The procedure followd in this case started by using wells and underground galleries (ruina montium or arrugia) to pull down huge masses of alluvium soil which were then washed and left behind in order to get the gold. This method made it possible for the Romans to exploit those deposits that lay on the slopes of the valleys and the mountains. Water was canalized from the source of rivers to the deposits that, once they were full, were opened to cause the erosion and pulling down of the galleries excavated in the mountain. The alluvial mass was carried down towards the washing channels called "agogae". Huge galleries as the one in the next photograph were left. They can be visited today at "Médulas de Carucedo", mentioned below.

These "alluviums" were composed of horizontal deposit layers where clay and pebbles alternated and where gold nuggets could be found. Included in this type of exploitations, we can mention the spectacular "Médulas de Carucedo" and some other mines in the valleys of the rivers Eria and Duema and in the Teleno mountain range (in León), as well as the Galician mines in the "Lago de Maside", in Barreiras de Caldesiños" (Bolo) and also those in the slopes of the river Sil: "Bembibre", "Quereño", "Montefurado", which were quite important in Roman times.

The photo shows "Montefurado" as it was left after the Romans extracted gold from it.

Apart from its richness of gold, Galicia was also important due to its abundance of tin, frequently found in the Atlantic coast, and in the inland valleys of the rivers Limia, Búbal and Tárrega. There was iron and marble in Incio.

These Galician mines were in exploitation during more than 250 years and they were very important between the centuries I and II AD. We don't know exactly when the large scale exploitation of gold by the Romans in "Las Médulas" began.

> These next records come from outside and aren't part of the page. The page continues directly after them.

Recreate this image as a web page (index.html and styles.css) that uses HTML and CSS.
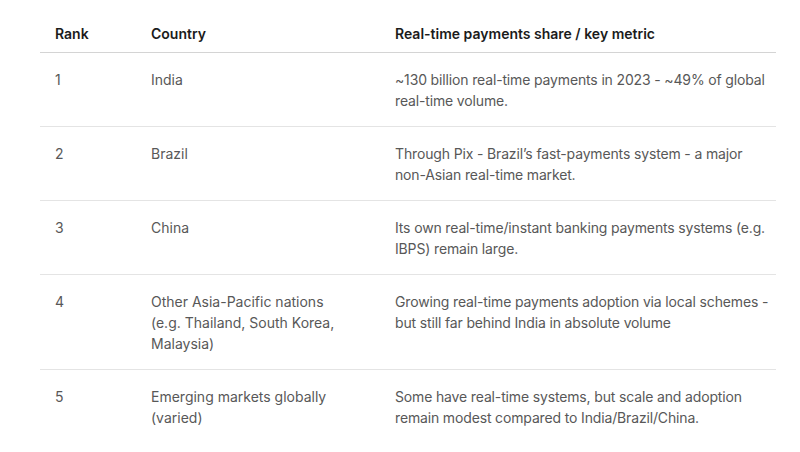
FILE: index.html
```html
<!DOCTYPE html>
<html>
<head>
<meta charset="utf-8">
<link rel="stylesheet" href="styles.css">
</head>
<body>
<table class="data">
  <thead>
    <tr><th class="c-rank">Rank</th><th class="c-country">Country</th><th class="c-metric">Real-time payments share / key metric</th></tr>
  </thead>
  <tbody>
    <tr><td>1</td><td>India</td><td>~130 billion real-time payments in 2023 - ~49% of global real-time volume.</td></tr>
    <tr><td>2</td><td>Brazil</td><td>Through Pix - Brazil’s fast-payments system - a major <span class="nw">non-Asian</span> real-time market.</td></tr>
    <tr><td>3</td><td>China</td><td>Its own real-time/instant banking payments systems (e.g. IBPS) remain large.</td></tr>
    <tr><td>4</td><td>Other Asia-Pacific nations (e.g. Thailand, South Korea, Malaysia)</td><td>Growing real-time payments adoption via local schemes - but still far behind India in absolute volume</td></tr>
    <tr><td>5</td><td>Emerging markets globally (varied)</td><td>Some have real-time systems, but scale and adoption remain modest compared to India/Brazil/China.</td></tr>
  </tbody>
</table>
</body>
</html>
```
FILE: styles.css
```css
html, body { margin: 0; padding: 0; background: #fff; }
body { padding: 15px 24px 0 40px; font-family: Inter, "Noto Sans", sans-serif; }
.data { border-collapse: collapse; width: 736px; table-layout: fixed; font-size: 14px; line-height: 21px; }
.data th, .data td { box-sizing: border-box; }
.c-rank { width: 96px; }
.c-country { width: 244px; }
.c-metric { width: 396px; }
th { text-align: left; font-weight: 600; color: #1b1b1b; padding: 8px 0 8px 15px; border-bottom: 1px solid #d4d4d4; }
td { vertical-align: top; color: #585858; padding: 16px 0 15px 15px; border-bottom: 1px solid #e4e4e4; }
tbody tr:last-child td { border-bottom: none; }
td:nth-child(2) { padding-right: 40px; }
td:nth-child(3) { letter-spacing: -0.15px; }
.nw { white-space: nowrap; }
```
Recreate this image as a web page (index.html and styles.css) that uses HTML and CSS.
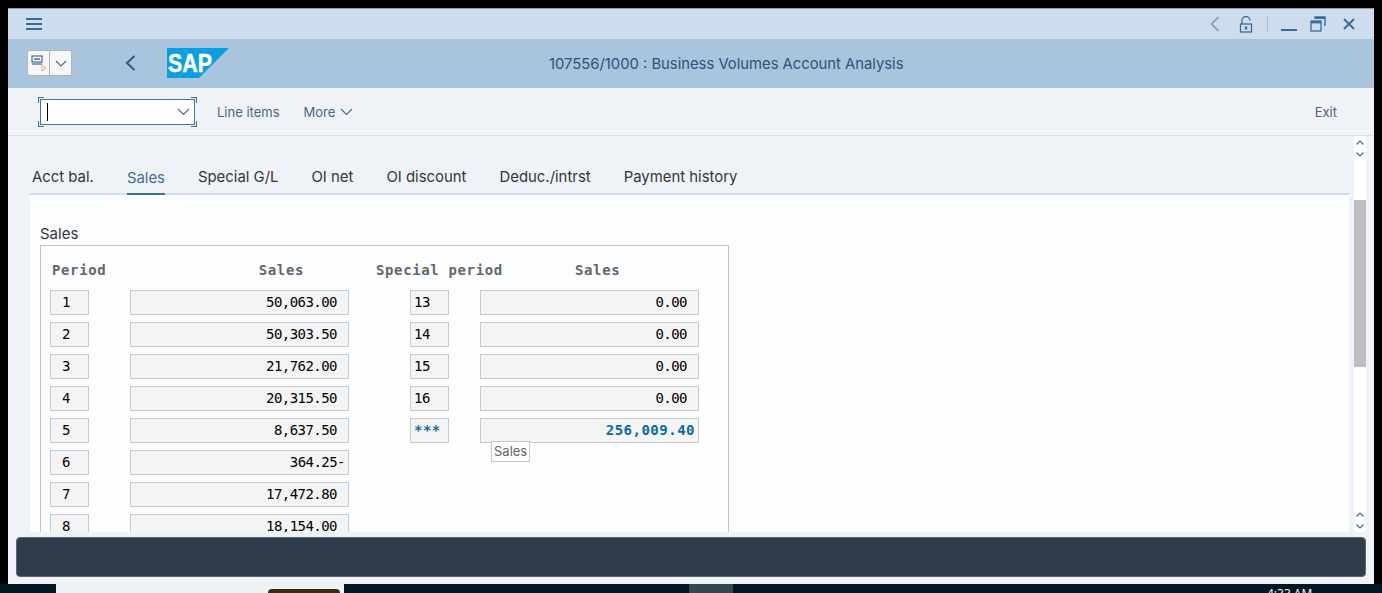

The naming of "Procurador" for the mines in Astúrica and Gallaecia appears in an inscription of the year 79. It suggests that the exploitation of gold in "Las Médulas" was important at that time. It isn't clear either the date when the exploitations there stopped although they started to decline in the century III AD.

The workers in the mines were indigenous people (free men but also mainly slaves) who lived in "castros", celtic stone buildings, close to the mines. The technical direction of the works was in charge of Roman engineers and topographers, under the rigorous control of military units situated near the exploitations.

All gold mines were property of the Roman state and the mining districts were in charge of attorneys "Procuradores Metallorum", helped by subordinates and the military officers. The maximum authority for the mines in Astúrica and Gallaecia was the "Procurator", located in the village of Astúrica Augusta (Astorga). Taking into account the information of the chronicler Plinio, about 6500 kg of gold were taken from the mines in the north-west of Hispania (Gallaecia) in a year and up to 600 million metres were removed from nearly 500 mines opened in three centuries where between 10,000 and 15,000 men worked.

The UNESCO declared World Heritage Site the spot consisting of the old mines of "Las Médulas", situated in El Bierzo, (León), in February 1998. this beautiful region became the first European scenery that got that distinction. "Las Médulas" aren't a natural landscape in the strict sense of the word but their moving beauty is due to the effort made by man to obtain gold. The system of exploitation by moving soil meant one of the first attacks against nature although it also brought a huge richness couce to the Imperial Heritage.